SET TASK
Nothing outside the lines from the one containing "What React, TypeScript" through the one containing "const menuItems = ['Employee" should be copied, and no pictures either. Copy those lines exactly.

RECORDS FOR THIS TASK

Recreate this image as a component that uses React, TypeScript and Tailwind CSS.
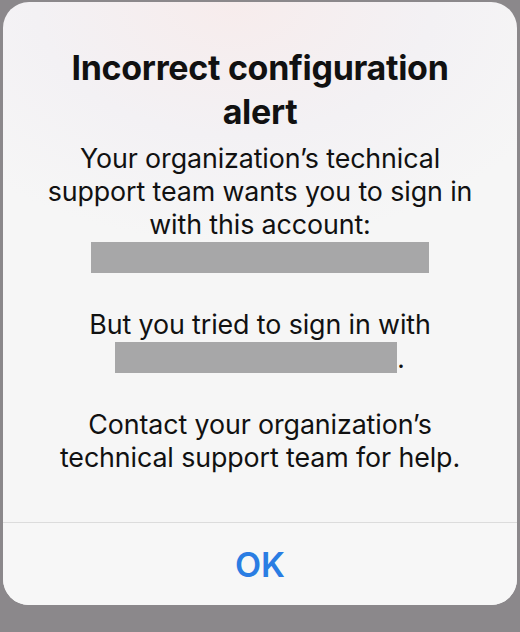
import React from 'react'

const Redacted: React.FC<{ w: number; dot?: boolean }> = ({ w, dot }) => (
  <div className="flex h-[33px] items-center justify-center">
    <div className="relative h-[31px] bg-[#a7a7a8]" style={{ width: w }} />
    {dot && <span className="self-end pb-[2px] text-[26px] leading-[26px]">.</span>}
  </div>
)

export default function App() {
  return (
    <div className="h-[632px] w-[520px] bg-[#8b888b] px-[3px] pt-[2px] font-['Inter','Liberation_Sans',sans-serif] text-[#111]">
      <div className="flex h-[603px] flex-col overflow-hidden rounded-[26px] bg-[radial-gradient(ellipse_70%_40%_at_45%_0%,#f7ecec_0%,#f3f1f4_55%,#f6f6f6_100%)]">
        <div className="flex-1 px-4 pt-[44px] text-center">
          <h1 className="text-[34px] font-bold leading-[44px] tracking-[-0.3px]">
            Incorrect configuration
            <br />
            alert
          </h1>
          <div className="mt-[8px] text-[26.8px] leading-[33px] tracking-[-0.1px]">
            <p>
              Your organization’s technical
              <br />
              support team wants you to sign in
              <br />
              with this account:
            </p>
            <Redacted w={338} />
            <p className="mt-[34px]">But you tried to sign in with</p>
            <Redacted w={282} dot />
            <p className="mt-[34px]">
              Contact your organization’s
              <br />
              technical support team for help.
            </p>
          </div>
        </div>
        <div className="border-t border-[#dcdcdc] bg-[#f7f7f7]">
          <button className="flex h-[82px] w-full items-center justify-center text-[34px] font-semibold text-[#2a7de3]">
            OK
          </button>
        </div>
      </div>
    </div>
  )
}
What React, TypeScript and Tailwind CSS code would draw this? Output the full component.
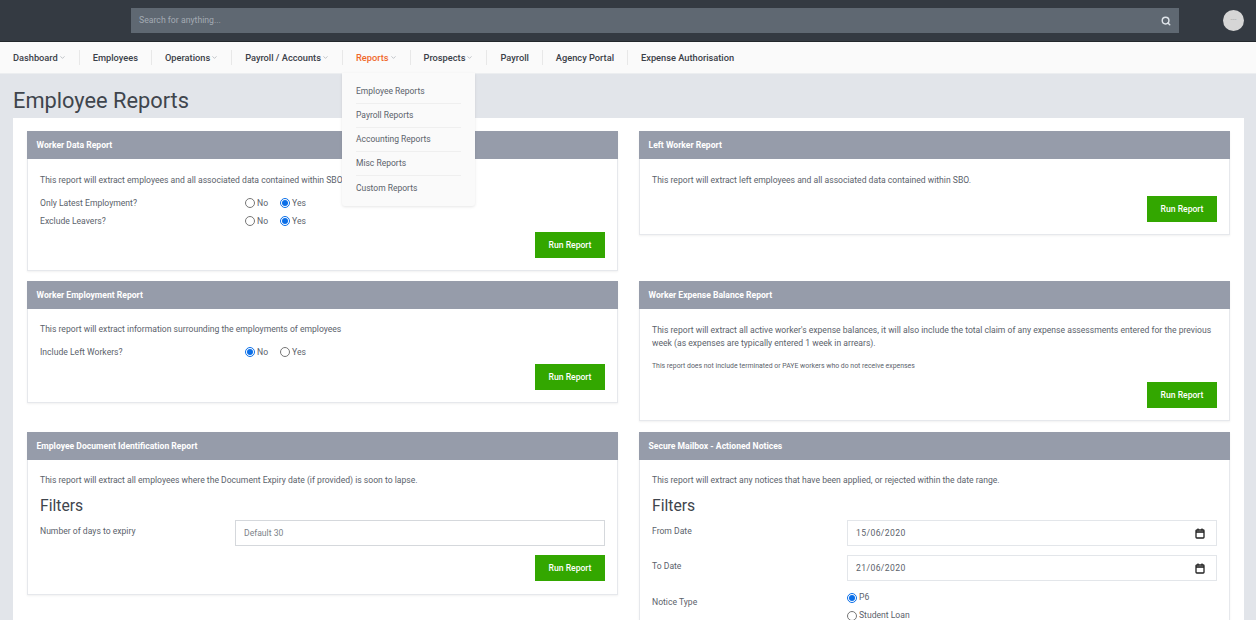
import { ChevronDown, Search } from 'lucide-react'
import type { ReactNode } from 'react'

const navItems = [
  { label: 'Dashboard', caret: true },
  { label: 'Employees' },
  { label: 'Operations', caret: true },
  { label: 'Payroll / Accounts', caret: true },
  { label: 'Reports', caret: true, active: true },
  { label: 'Prospects', caret: true },
  { label: 'Payroll' },
  { label: 'Agency Portal' },
  { label: 'Expense Authorisation' },
]

const menuItems = ['Employee Reports', 'Payroll Reports', 'Accounting Reports', 'Misc Reports', 'Custom Reports']

function Radio({ label, checked }: { label: string; checked?: boolean }) {
  return (
    <label className="flex items-center gap-[2px]">
      <input type="radio" readOnly checked={!!checked} className="m-0 h-[10px] w-[10px] accent-[#0b6fe8]" />
      <span>{label}</span>
    </label>
  )
}

function RunButton() {
  return (
    <div className="flex justify-end">
      <button className="h-[26px] w-[70px] bg-[#33a700] text-[8.6px] font-medium text-white">Run Report</button>
    </div>
  )
}

function Card({ title, className, children }: { title: string; className?: string; children: ReactNode }) {
  return (
    <div className={'bg-white shadow-[0_1px_2px_rgba(0,0,0,0.06)] ' + (className ?? '')}>
      <div className="flex h-[28px] items-center bg-[#969caa] pl-[9.5px] pt-px text-[8.6px] font-bold text-white">{title}</div>
      <div className="border-x border-b border-[#e6e8ec] px-[12px] pb-[12px] pt-[14px] text-[8.6px] leading-[13px] text-[#5b626b]">
        {children}
      </div>
    </div>
  )
}

function RadioRow({ label, no, yes }: { label: string; no?: boolean; yes?: boolean }) {
  return (
    <div className="flex h-[18px] items-center">
      <div className="w-[205px]">{label}</div>
      <div className="flex gap-[12px]">
        <Radio label="No" checked={no} />
        <Radio label="Yes" checked={yes} />
      </div>
    </div>
  )
}

function DateField({ label, value, rowClass }: { label: string; value: string; rowClass: string }) {
  return (
    <div className={'flex items-start ' + rowClass}>
      <div className="w-[195px] pt-[5px]">{label}</div>
      <div className="flex h-[26px] flex-1 items-center justify-between border border-[#e3e6ea] pl-[8px] pr-[11px]">
        <span className="tracking-[0.4px]">{value}</span>
        <svg width="10" height="11" viewBox="0 0 10 11" fill="none" stroke="#222" strokeWidth="1.3">
          <rect x="1" y="2" width="8" height="8" rx="0.8" />
          <path d="M1 4h8" strokeWidth="1.6" />
          <path d="M3 0.5v2M7 0.5v2" />
        </svg>
      </div>
    </div>
  )
}

export default function App() {
  return (
    <div className="relative h-[620px] overflow-hidden bg-[#e2e5ea] font-['Roboto',sans-serif]">
      {/* Top bar */}
      <div className="flex h-[42px] items-center border-b border-[#23272c] bg-[#343a42] pl-[131px] pr-[12px]">
        <div className="flex h-[25px] w-[1048px] items-center justify-between bg-[#5f6872] pl-[8px] pr-[8px] text-[8.7px] text-[#a3aab2]">
          <span>Search for anything...</span>
          <Search size={10} strokeWidth={3.5} className="text-[#dfe4ea]" />
        </div>
        <div className="ml-auto flex h-[21px] w-[21px] items-center justify-center rounded-full bg-[#d6d6d6] text-[7px] leading-none text-[#aaa]">
          ---
        </div>
      </div>

      {/* Nav */}
      <div className="flex h-[32px] items-center border-b border-[#eceef0] bg-[#fafafa] pl-[13px] text-[9.25px] font-medium text-[#3a4048]">
        {navItems.map((n, i) => (
          <div key={n.label} className="flex items-center">
            {i > 0 && <div className="mx-[13px] h-[15px] w-px bg-[#e8e8e8]" />}
            <span className={n.active ? 'text-[#f0682a]' : ''}>{n.label}</span>
            {n.caret && <ChevronDown size={7} strokeWidth={2} className="ml-[1px] text-[#9a9fa6]" />}
          </div>
        ))}
      </div>

      {/* Reports dropdown */}
      <div className="absolute left-[342px] top-[73px] z-10 w-[133px] rounded-b-[3px] bg-[#fafafa] px-[14px] pb-[6px] pt-[7px] text-[8.5px] text-[#5b626b] shadow-[0_1px_3px_rgba(0,0,0,0.1)]">
        {menuItems.map((m, i) => (
          <div key={m} className={'flex h-[24px] items-center ' + (i < menuItems.length - 1 ? 'border-b border-[#efefef]' : '')}>
            {m}
          </div>
        ))}
      </div>

      <h1 className="ml-[13px] mt-[12px] text-[21.8px] font-normal leading-[30px] text-[#3f454d]">Employee Reports</h1>

      {/* Main panel */}
      <div className="ml-[13px] mr-[12px] mt-[2px] bg-white pl-[14px] pr-[14px] pt-[13px]">
        <div className="grid grid-cols-2 items-start gap-x-[21px] gap-y-[10px]">
          <Card title="Worker Data Report">
            <p className="mb-[7px] mt-[1px]">This report will extract employees and all associated data contained within SBO.</p>
            <RadioRow label="Only Latest Employment?" yes />
            <RadioRow label="Exclude Leavers?" yes />
            <div className="mt-[2px]" />
            <RunButton />
          </Card>
          <Card title="Left Worker Report">
            <p className="mb-[9px] mt-[1px]">This report will extract left employees and all associated data contained within SBO.</p>
            <RunButton />
          </Card>
          <Card title="Worker Employment Report">
            <p className="mb-[7px]">This report will extract information surrounding the employments of employees</p>
            <RadioRow label="Include Left Workers?" no />
            <div className="mt-[3px]" />
            <RunButton />
          </Card>
          <Card title="Worker Expense Balance Report">
            <p className="mt-[1px]">
              This report will extract all active worker's expense balances, it will also include the total claim of any expense assessments entered for the previous week (as expenses are typically entered 1 week in arrears).
            </p>
            <p className="mb-[9px] mt-[10px] text-[6.9px]">This report does not include terminated or PAYE workers who do not receive expenses</p>
            <RunButton />
          </Card>
          <Card title="Employee Document Identification Report" className="mt-px">
            <p>This report will extract all employees where the Document Expiry date (if provided) is soon to lapse.</p>
            <h2 className="mb-[4px] mt-[9px] text-[15.7px] leading-[20px] text-[#3f454d]">Filters</h2>
            <div className="mb-[9px] flex items-start">
              <div className="w-[195px] pt-[5px]">Number of days to expiry</div>
              <div className="flex h-[26px] flex-1 items-center border border-[#d5d8dc] pl-[8px] text-[#7d838a]">Default 30</div>
            </div>
            <RunButton />
            <div className="h-px" />
          </Card>
          <Card title="Secure Mailbox - Actioned Notices" className="mt-px">
            <p>This report will extract any notices that have been applied, or rejected within the date range.</p>
            <h2 className="mb-[4px] mt-[9px] text-[15.7px] leading-[20px] text-[#3f454d]">Filters</h2>
            <DateField label="From Date" value="15/06/2020" rowClass="h-[35px]" />
            <DateField label="To Date" value="21/06/2020" rowClass="h-[36px]" />
            <div className="flex items-start">
              <div className="w-[195px] pt-[5px]">Notice Type</div>
              <div className="flex flex-col gap-[5px]">
                <Radio label="P6" checked />
                <Radio label="Student Loan" />
              </div>
            </div>
          </Card>
        </div>
      </div>
    </div>
  )
}
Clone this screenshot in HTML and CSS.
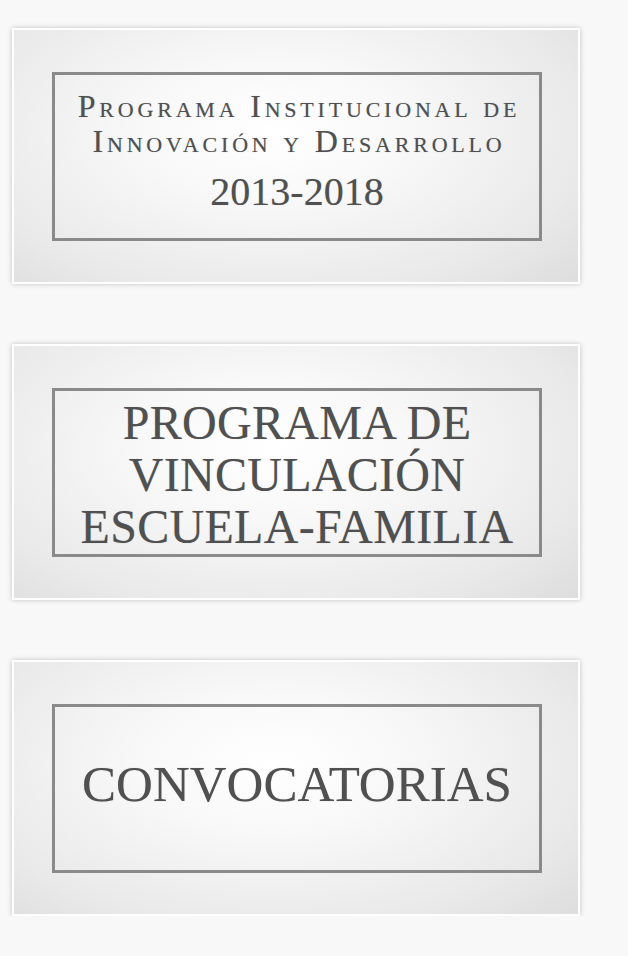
FILE: index.html
```html
<!DOCTYPE html>
<html lang="es">
<head>
<meta charset="utf-8">
<title>Programas</title>
<link rel="stylesheet" href="styles.css">
</head>
<body>
<main class="list">
  <a class="card" href="#">
    <div class="frame">
      <div class="title-sc">Programa Institucional de<br>Innovación y Desarrollo</div>
      <div class="years">2013-2018</div>
    </div>
  </a>
  <a class="card" href="#">
    <div class="frame">
      <div class="title-caps">PROGRAMA DE<br>VINCULACIÓN<br>ESCUELA-FAMILIA</div>
    </div>
  </a>
  <a class="card" href="#">
    <div class="frame">
      <div class="title-big">CONVOCATORIAS</div>
    </div>
  </a>
</main>
</body>
</html>
```
FILE: styles.css
```css
html, body {
  margin: 0;
  padding: 0;
  background: #f8f8f8;
}
body {
  font-family: "Liberation Serif", "Times New Roman", serif;
}
.list {
  display: flex;
  flex-direction: column;
  gap: 60px;
  padding: 28px 0 0 12px;
}
.card {
  box-sizing: border-box;
  display: flex;
  width: 568px;
  height: 256px;
  padding: 42px 36px 41px 38px;
  border: 2px solid #ffffff;
  text-decoration: none;
  background: radial-gradient(ellipse 80% 95% at 46% 40%, #ffffff 0%, #f8f8f8 30%, #e9e9e9 70%, #d9d9d9 100%);
  box-shadow: 0 0 5px rgba(0, 0, 0, 0.22);
}
.frame {
  box-sizing: border-box;
  flex: 1;
  border: 3px solid #8a8a8a;
  display: flex;
  flex-direction: column;
  align-items: center;
  justify-content: center;
  color: #505050;
  text-align: center;
  text-shadow: 0 0 1px rgba(0, 0, 0, 0.25);
}
.title-sc {
  font-size: 32px;
  line-height: 35px;
  font-variant: small-caps;
  letter-spacing: 3.8px;
  margin-right: -4px;
}
.years {
  font-size: 40px;
  line-height: 50px;
  margin: 8px 0 8px;
}
.title-caps {
  font-size: 48px;
  line-height: 52px;
  letter-spacing: 0.3px;
  margin-top: 4px;
}
.title-big {
  font-size: 51px;
  line-height: 56px;
  margin-top: -10px;
}
```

THE ANSWER
What React, TypeScript and Tailwind CSS code would draw this? Output the full component.
import { ChevronDown, Search } from 'lucide-react'
import type { ReactNode } from 'react'

const navItems = [
  { label: 'Dashboard', caret: true },
  { label: 'Employees' },
  { label: 'Operations', caret: true },
  { label: 'Payroll / Accounts', caret: true },
  { label: 'Reports', caret: true, active: true },
  { label: 'Prospects', caret: true },
  { label: 'Payroll' },
  { label: 'Agency Portal' },
  { label: 'Expense Authorisation' },
]

const menuItems = ['Employee Reports', 'Payroll Reports', 'Accounting Reports', 'Misc Reports', 'Custom Reports']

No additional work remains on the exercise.